Instructor: Dr Prabhaker Mateti, Associate Professor
Office Hrs: 16:30-17:30 T Th at 449 Russ, or by appointment 775-5114
Class Hrs: 19:00-20:15 T Th at 146 Russ



Important Dates

Feb 6             Mid Term

Jan 21           Requirements and UM
Feb 4             Specifications
Feb 18          Design
Feb 25           Implementation
Mar 4            Test Results
TBS              Demos
 

Jan 30            Home Work 1     8.2, 8.5, 8.10, and RA of Print Errors
Feb 11           Home Work 2     Design of 1. Condense Nums, 2. Print Errors
Feb 25           Home Work 3      Runnable Src Code for above in C++
Mar 13          Home Work 4      Runnable Src Code for above in Java

Feb 18            Reading Assignment 1 for CEG 660 only: [Hall 90, p265], [Meyer 85, p266]
Mar 15           Reading Assignment 2 for CEG 660 only


This course is concerned with the techniques of designing and constructing large programs. Some of the required basic concepts necessarily have to be developed using samll programs as examples. To this extent, we also study programming-in-the-small. The overall objectives are to present an overview of issues in the development of software, to discuss terminolgy, to illustrate via example case studies, and to give sufficiently detailed advice on how to develop quality software.

Source Material

The text book is ``Software engineering with Java,'' by Schach, Stephen R., Chicago : Irwin, c1997.

You may have heard of Java as a programming language for WWW applets. But, it is also an excellent language for general purpose programming, including software tools. Provided you are fluent in C/C++, you will, through this course, learn enough Java to be considered fluent in it.

Handouts and other useful material, such as old exams, are archived in the directory /public/pmateti/460/ on CaTS systems.

Course Content

The tentative content is as follows.
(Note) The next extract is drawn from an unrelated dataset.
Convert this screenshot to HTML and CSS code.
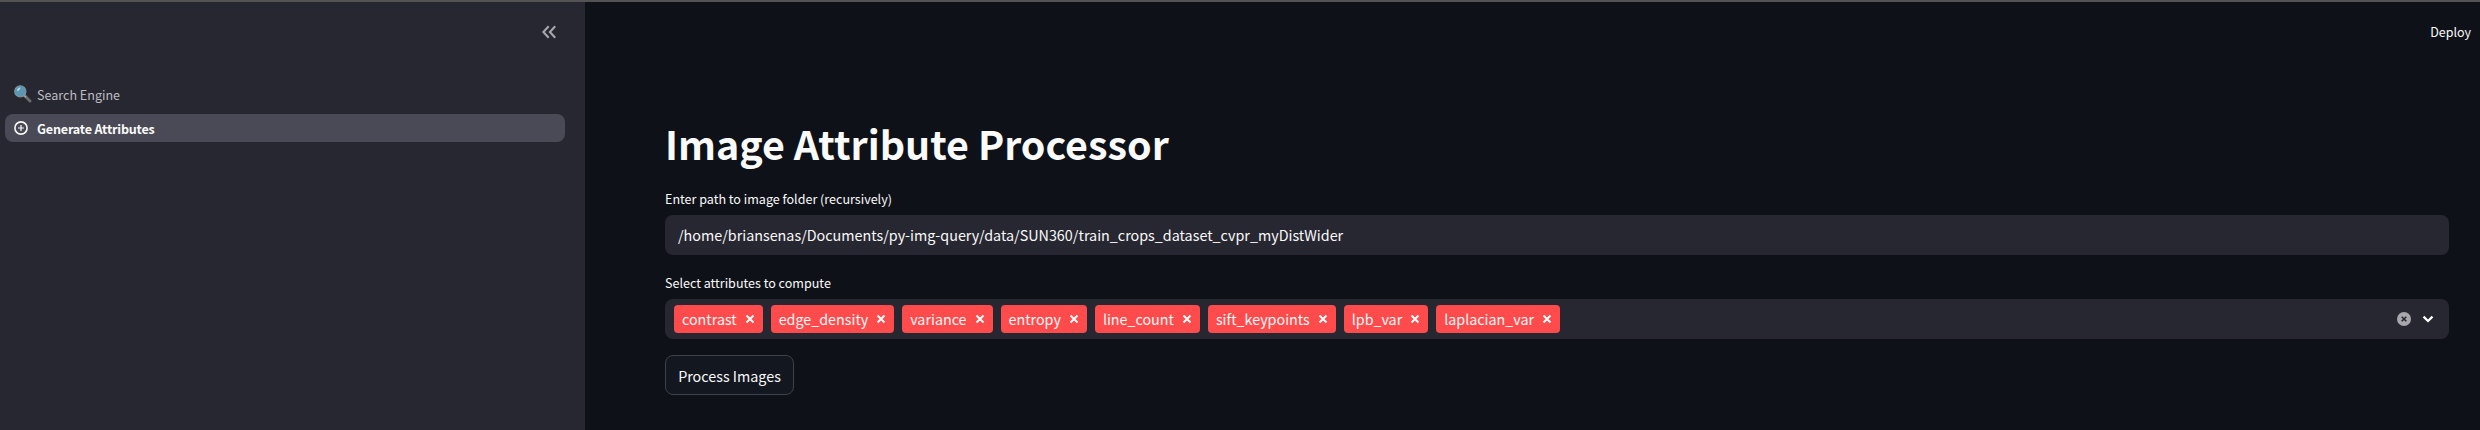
FILE: index.html
```html
<!DOCTYPE html>
<html lang="en">
<head>
<meta charset="utf-8">
<title>Image Attribute Processor</title>
<link rel="stylesheet" href="styles.css">
</head>
<body>
<div class="app">
  <aside class="sidebar">
    <div class="sidebar-header">
      <svg class="collapse" viewBox="0 0 14 12"><path d="M6.7 .2 1.4 6l5.3 5.8M13.2 .2 7.9 6l5.3 5.8"/></svg>
    </div>
    <nav class="nav">
      <a class="nav-item">
        <svg class="nav-icon" viewBox="0 0 18 18"><path d="M10.5 10.5 16 16" stroke="#6b6b70" stroke-width="3" stroke-linecap="round"/><path d="M10 10.3 12 12.3" stroke="#a5a5a8" stroke-width="1.6"/><circle cx="6.3" cy="6.4" r="5.6" fill="#5b97b5" stroke="#81949f" stroke-width="1.1"/><path d="M3 6.2C3 4 4.4 2.6 6.4 2.5 6.2 4.3 5 5.7 3 6.2Z" fill="#b8dbe7"/></svg>
        <span>Search Engine</span>
      </a>
      <a class="nav-item active">
        <svg class="nav-icon" viewBox="0 0 18 18"><g fill="none" stroke="#fafafa"><circle cx="7" cy="9" r="6.1" stroke-width="1.6"/><path d="M7 6.1v5.8M4.1 9h5.8" stroke-width="1.2"/></g></svg>
        <span>Generate Attributes</span>
      </a>
    </nav>
  </aside>
  <main class="main">
    <header class="toolbar"><span>Deploy</span></header>
    <div class="content">
      <h1 class="title">Image Attribute Processor</h1>
      <label class="label">Enter path to image folder (recursively)</label>
      <div class="field path">/home/briansenas/Documents/py-img-query/data/SUN360/train_crops_dataset_cvpr_myDistWider</div>
      <label class="label second">Select attributes to compute</label>
      <div class="field select">
        <div class="tags">
          <span class="tag">contrast<svg viewBox="0 0 8 8"><path d="M.5.5l7 7M7.5.5l-7 7"/></svg></span>
          <span class="tag">edge_density<svg viewBox="0 0 8 8"><path d="M.5.5l7 7M7.5.5l-7 7"/></svg></span>
          <span class="tag">variance<svg viewBox="0 0 8 8"><path d="M.5.5l7 7M7.5.5l-7 7"/></svg></span>
          <span class="tag">entropy<svg viewBox="0 0 8 8"><path d="M.5.5l7 7M7.5.5l-7 7"/></svg></span>
          <span class="tag">line_count<svg viewBox="0 0 8 8"><path d="M.5.5l7 7M7.5.5l-7 7"/></svg></span>
          <span class="tag">sift_keypoints<svg viewBox="0 0 8 8"><path d="M.5.5l7 7M7.5.5l-7 7"/></svg></span>
          <span class="tag">lpb_var<svg viewBox="0 0 8 8"><path d="M.5.5l7 7M7.5.5l-7 7"/></svg></span>
          <span class="tag">laplacian_var<svg viewBox="0 0 8 8"><path d="M.5.5l7 7M7.5.5l-7 7"/></svg></span>
        </div>
        <div class="controls">
          <svg class="clear" viewBox="0 0 14 14"><circle cx="7" cy="7" r="7"/><path d="M4.7 4.7l4.6 4.6M9.3 4.7 4.7 9.3"/></svg>
          <svg class="chevron" viewBox="0 0 10 6"><path d="M.5 .6 5 5l4.5-4.4"/></svg>
        </div>
      </div>
      <button class="button">Process Images</button>
    </div>
  </main>
</div>
</body>
</html>
```
FILE: styles.css
```css
* { box-sizing: border-box; }
body {
  margin: 0;
  background: #0e1118;
  color: #fafafa;
  font-family: "Noto Sans CJK SC", "Noto Sans", sans-serif;
  font-size: 14.33px;
}
svg { display: block; flex: none; overflow: visible; }
.app { display: flex; height: 430px; border-top: 2px solid #535353; overflow: hidden; }
.sidebar { width: 585px; flex: none; background: #272731; }
.sidebar-header { height: 78px; display: flex; justify-content: flex-end; padding: 24px 29px 0 0; }
.collapse { width: 14px; height: 12px; fill: none; stroke: #a6a6aa; stroke-width: 2.1; }
.nav { display: flex; flex-direction: column; gap: 6px; padding: 0 20px 0 5px; }
.nav-item {
  display: flex; align-items: center; gap: 5px;
  height: 28px; padding-left: 9px; border-radius: 8px;
  font-size: 12.55px; line-height: 28px; color: #bdbdc1;
}
.nav-item span { padding-top: 1px; }
.nav-item.active { background: #494a55; color: #fafafa; font-weight: 700; letter-spacing: -.18px; }
.nav-icon { width: 18px; height: 18px; }
.main { flex: 1; min-width: 0; }
.toolbar { height: 60px; padding: 0 9px 0 0; display: flex; justify-content: flex-end; font-size: 12.5px; line-height: 60px; }
.content { padding: 54px 31px 0 80px; display: flex; flex-direction: column; }
.title { margin: 0; height: 73px; line-height: 53px; font-size: 39.4px; font-weight: 700; }
.label { height: 26px; line-height: 20px; font-size: 12.55px; }
.second { margin-top: 18px; }
.field { height: 40px; border-radius: 8px; background: #272731; }
.path { padding-left: 13px; line-height: 39px; }
.select { display: flex; justify-content: space-between; align-items: center; padding: 0 16px 0 9px; }
.tags { display: flex; gap: 8px; }
.tag {
  display: flex; align-items: center; gap: 9px;
  height: 28px; padding: 0 9px 0 8px; border-radius: 4px;
  background: #ff4b4b; font-size: 14.3px; line-height: 26px; white-space: nowrap;
}
.tag svg { width: 8px; height: 8px; fill: none; stroke: #fff; stroke-width: 1.9; }
.controls { display: flex; align-items: center; gap: 12px; }
.clear { width: 14px; height: 14px; fill: #a7a7ac; }
.clear path { stroke: #272731; stroke-width: 1.6; }
.chevron { width: 10px; height: 6px; fill: none; stroke: #fff; stroke-width: 2.2; }
.button {
  align-self: flex-start; width: 129px; height: 40px; margin-top: 16px; padding: 0;
  border: 1px solid #3f4149; border-radius: 8px; background: #131720;
  color: inherit; font: inherit; line-height: 37px;
}
```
The topics, except software tools and project discussions (equiv to 2 lectures), will be covered roughly in the order they are listed. The numbers in parens at the end of each topic is a rough estimate of the number of (75-minute) lectures I intend to devote. The word ``spread'' means that precise definitions, lengthier discussion are to be found spread over the entire course.

There are no lectures specifically devoted to Java. However, ``Java embodies the principles of software engineering,'' (see page vii), and in discussing design, construction, and the term project, we will be describing Java details also.

Introduction

Scope of software engineering. What is programming: art? craft? science? engineering? Programming in-the-small vs in-the-large; software engineering vs programming methodology.
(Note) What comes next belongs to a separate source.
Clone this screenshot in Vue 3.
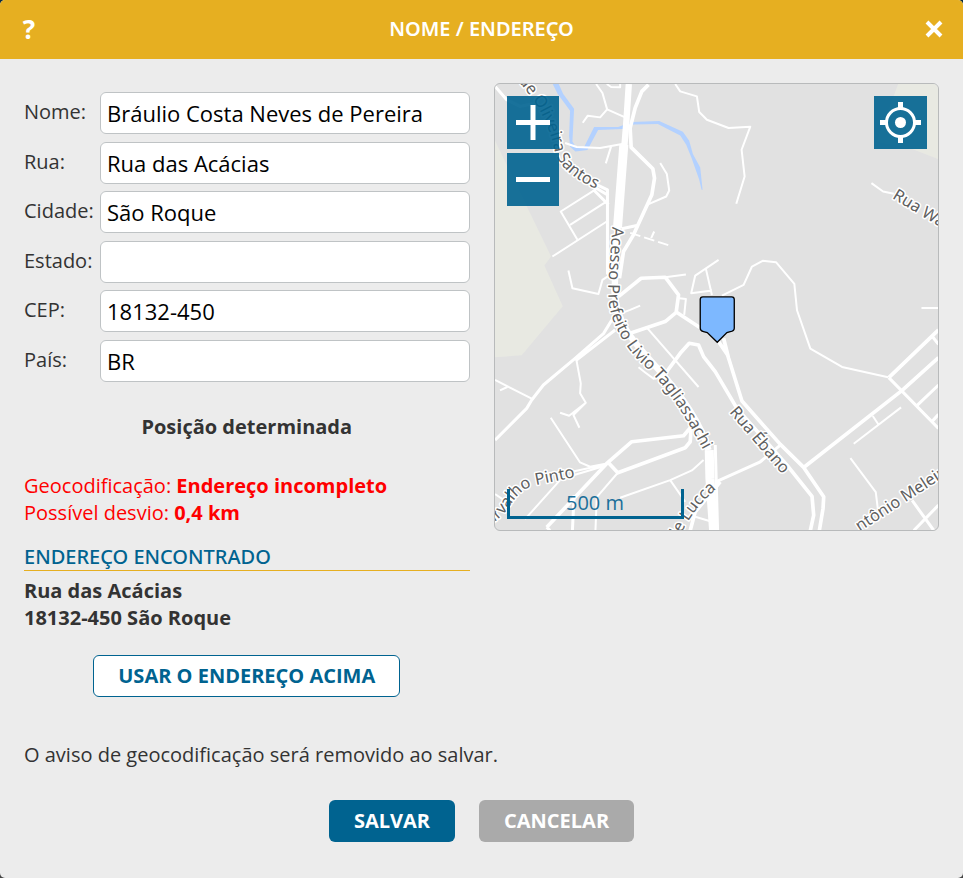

Terms: precision, rigor, formalism, requirements, specs, design, implementation, testing, debugging, maintenance, versions, configurations, life-cycle issues. Prototyping, executability, declarative vs imperative. (spread)

Chapters 1, 2, and 3.

Requirements Analysis

Analyzing the client-given description of the system to be built: precision, ambiguity, consistency and completeness. Describing the results back to the client. Are we describing the right product? (2)

Chapter 7.

Specification

Functional and other axes of specs. Informal specs written in natural languages, and their problems. 'Declarative' languages for specs. Specs of systems, modules, procedures, and code-segments. Pre- Post conditions (entry/exit assertions), and loop invariants. Independence of implementation bias. (4)

Chapter 8.

Design

Step-wise refinement, virtual machines, and classes. Levels of design as we progress towards the given primitives of construction. Hierarchy, modularity, information hiding in each level of design. Cohesion and coupling. (4)

Chapters 11, 6, and 9.

Testing and Debugging

Black-box testing, coverage of statements, branches and paths. Data flow coverage. Mutation analysis. Symbolic execution. Unit testing, system testing. Test data selection. Monitoring the state of the running program. (2)

Chapter 5.

Construction and Tools

Expressive power and geneology of control structures, D-charts, Böhm-Jacopini thm, goto-free programs.
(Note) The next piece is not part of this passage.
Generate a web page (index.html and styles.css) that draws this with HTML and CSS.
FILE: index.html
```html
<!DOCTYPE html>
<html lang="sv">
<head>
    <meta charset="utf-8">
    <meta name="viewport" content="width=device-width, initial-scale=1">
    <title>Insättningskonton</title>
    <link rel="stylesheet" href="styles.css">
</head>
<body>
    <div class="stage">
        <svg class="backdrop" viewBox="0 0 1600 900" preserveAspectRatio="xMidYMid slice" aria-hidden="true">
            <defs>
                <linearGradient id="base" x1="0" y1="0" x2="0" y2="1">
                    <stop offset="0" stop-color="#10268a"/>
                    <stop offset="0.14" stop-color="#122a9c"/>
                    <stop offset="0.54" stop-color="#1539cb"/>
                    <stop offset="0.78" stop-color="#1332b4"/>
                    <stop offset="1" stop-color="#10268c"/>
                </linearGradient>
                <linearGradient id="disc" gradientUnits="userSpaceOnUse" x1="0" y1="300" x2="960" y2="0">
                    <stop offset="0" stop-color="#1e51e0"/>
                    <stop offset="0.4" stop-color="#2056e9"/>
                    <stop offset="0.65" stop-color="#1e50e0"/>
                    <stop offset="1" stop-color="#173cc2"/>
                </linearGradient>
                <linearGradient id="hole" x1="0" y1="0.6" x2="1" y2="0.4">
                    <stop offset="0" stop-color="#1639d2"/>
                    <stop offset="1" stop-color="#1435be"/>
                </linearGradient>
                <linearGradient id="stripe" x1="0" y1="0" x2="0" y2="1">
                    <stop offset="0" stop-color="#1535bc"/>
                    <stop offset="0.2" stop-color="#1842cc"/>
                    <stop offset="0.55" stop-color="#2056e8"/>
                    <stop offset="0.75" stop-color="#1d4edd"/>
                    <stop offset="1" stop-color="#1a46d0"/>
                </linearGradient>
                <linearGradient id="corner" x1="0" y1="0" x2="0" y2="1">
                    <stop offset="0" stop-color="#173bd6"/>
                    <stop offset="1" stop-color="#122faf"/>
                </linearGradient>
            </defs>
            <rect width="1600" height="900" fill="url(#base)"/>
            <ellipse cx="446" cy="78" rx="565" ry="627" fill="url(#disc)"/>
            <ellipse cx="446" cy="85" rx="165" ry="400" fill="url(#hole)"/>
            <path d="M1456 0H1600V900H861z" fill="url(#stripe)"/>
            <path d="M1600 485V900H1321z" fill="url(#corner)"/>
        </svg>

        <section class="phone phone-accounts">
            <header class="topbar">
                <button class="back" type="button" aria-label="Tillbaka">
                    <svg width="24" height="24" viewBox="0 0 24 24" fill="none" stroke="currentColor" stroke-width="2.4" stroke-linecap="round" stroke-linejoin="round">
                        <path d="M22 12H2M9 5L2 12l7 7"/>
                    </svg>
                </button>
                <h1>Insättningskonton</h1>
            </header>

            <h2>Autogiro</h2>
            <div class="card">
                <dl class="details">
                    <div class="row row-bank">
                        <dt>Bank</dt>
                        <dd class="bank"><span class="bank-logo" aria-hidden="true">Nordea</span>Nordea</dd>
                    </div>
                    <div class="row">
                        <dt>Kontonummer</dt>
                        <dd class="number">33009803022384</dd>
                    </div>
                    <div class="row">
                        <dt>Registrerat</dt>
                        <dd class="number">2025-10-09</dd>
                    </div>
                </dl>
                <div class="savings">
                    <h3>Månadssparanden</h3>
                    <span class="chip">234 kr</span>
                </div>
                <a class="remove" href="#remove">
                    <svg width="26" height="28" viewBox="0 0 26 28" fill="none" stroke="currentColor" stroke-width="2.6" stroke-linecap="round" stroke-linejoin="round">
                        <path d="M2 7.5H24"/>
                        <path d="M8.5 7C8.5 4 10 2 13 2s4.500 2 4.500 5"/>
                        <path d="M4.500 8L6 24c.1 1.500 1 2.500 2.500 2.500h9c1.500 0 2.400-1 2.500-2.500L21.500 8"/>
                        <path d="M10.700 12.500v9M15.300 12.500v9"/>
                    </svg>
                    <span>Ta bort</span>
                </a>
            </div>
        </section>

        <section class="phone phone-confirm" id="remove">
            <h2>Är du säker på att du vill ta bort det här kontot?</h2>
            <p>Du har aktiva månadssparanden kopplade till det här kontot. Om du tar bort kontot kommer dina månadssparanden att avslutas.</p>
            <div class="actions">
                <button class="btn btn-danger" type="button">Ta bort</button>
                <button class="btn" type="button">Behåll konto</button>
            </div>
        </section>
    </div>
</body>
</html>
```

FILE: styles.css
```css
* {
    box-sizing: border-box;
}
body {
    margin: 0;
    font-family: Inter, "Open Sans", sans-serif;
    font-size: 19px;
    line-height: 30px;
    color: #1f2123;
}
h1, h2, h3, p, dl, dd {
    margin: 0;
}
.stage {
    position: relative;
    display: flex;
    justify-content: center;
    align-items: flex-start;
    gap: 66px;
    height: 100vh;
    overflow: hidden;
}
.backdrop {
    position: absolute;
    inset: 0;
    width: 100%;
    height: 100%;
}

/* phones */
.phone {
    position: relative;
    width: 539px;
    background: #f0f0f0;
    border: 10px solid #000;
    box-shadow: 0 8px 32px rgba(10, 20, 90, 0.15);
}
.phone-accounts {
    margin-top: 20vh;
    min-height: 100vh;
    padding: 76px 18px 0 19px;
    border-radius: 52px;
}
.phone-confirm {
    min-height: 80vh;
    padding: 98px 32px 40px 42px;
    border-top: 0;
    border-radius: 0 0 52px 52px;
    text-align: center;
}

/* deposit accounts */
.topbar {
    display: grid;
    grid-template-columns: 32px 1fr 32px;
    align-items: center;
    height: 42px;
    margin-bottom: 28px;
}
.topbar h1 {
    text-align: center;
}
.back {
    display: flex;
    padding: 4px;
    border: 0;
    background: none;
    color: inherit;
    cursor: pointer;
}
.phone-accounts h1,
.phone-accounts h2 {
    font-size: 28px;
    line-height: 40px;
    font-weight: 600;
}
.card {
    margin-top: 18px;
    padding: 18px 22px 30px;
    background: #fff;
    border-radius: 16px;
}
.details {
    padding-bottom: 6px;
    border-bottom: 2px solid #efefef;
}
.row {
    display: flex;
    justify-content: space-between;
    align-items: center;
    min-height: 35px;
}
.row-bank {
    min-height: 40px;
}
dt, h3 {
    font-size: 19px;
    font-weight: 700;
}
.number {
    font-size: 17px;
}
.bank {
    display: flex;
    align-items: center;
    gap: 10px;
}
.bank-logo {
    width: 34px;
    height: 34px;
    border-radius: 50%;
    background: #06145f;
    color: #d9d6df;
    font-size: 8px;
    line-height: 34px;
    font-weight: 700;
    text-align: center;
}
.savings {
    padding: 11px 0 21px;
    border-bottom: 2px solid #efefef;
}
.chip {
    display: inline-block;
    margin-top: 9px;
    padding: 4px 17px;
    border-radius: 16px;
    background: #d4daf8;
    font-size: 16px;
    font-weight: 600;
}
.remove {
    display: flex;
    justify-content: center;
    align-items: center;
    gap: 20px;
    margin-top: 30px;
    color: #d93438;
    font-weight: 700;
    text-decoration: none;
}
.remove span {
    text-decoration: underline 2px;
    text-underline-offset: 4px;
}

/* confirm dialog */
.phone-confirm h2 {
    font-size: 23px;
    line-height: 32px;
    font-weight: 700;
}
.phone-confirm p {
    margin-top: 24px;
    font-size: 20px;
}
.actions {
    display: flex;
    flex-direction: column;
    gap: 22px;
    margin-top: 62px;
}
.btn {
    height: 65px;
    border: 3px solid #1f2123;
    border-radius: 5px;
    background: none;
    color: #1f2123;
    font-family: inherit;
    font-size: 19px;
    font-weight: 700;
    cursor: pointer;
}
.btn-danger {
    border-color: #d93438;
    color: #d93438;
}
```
Systematic translation of detailed designs into a real programming language. Assembly languages, system implementation languages, and high-level languages. Support for modularity, information hiding, separate compilation, compile-time type checking, run-time watch dogs, exception handling, and concurrency.

CASE tools. The computer-aided design and development of software. make, programmable editors EMACS, revision control rcs, configuration mgmt, string and pattern languages awk, cross reference generators, documentation tools WEB. (4)

Chapter 12, and 13.

Exams

There will be two exams each contributing 25% to the final grade. The midterm is scheduled for Feb 6, 1997. The Final is as scheduled by the Registrar during the finals week.

Project

There is a group project contributing 30%. The project for this quarter is a conversion aid to go from C/C++ to Java. Each group will submit the following reports: (1) Requirements Document, and Users Manual, (2) Specs, (3) Design Document, (4) Implementation Description (including source code listings), and (5) Test Results. You will also arrange for a demo lasting 10-15 minutes during the last week of the quarter. The due dates for these will be announced in class.

The implementation language must be one of Ada, Pascal, or C/C++. You are expected to form into groups of 2 each. Choose your partner carefully -- one that you can get along well. Unless one of the partners brings it to my attention, it will be assumed that each member contributed equally.

Each group will submit two hard-copies of the above documents. Every document will be peer reviewed by one of your classmates. Reviews must be completed within one week of receiving the documents. You will be given a list of criteria and guidelines. Peer reviewing contributes 10%.

Individual Assignments

There are four homework assignments that are to be solved by you individually, not as a group. I will grade two out of these four, without pre-announcing which two will be graded. The two graded assignments will contribute 10% each to the final grade.

CEG 660

Graduate students will do, in addition to all the above, two Readings in Software Engineering that I assign. See the Problems sections at the end of chapters.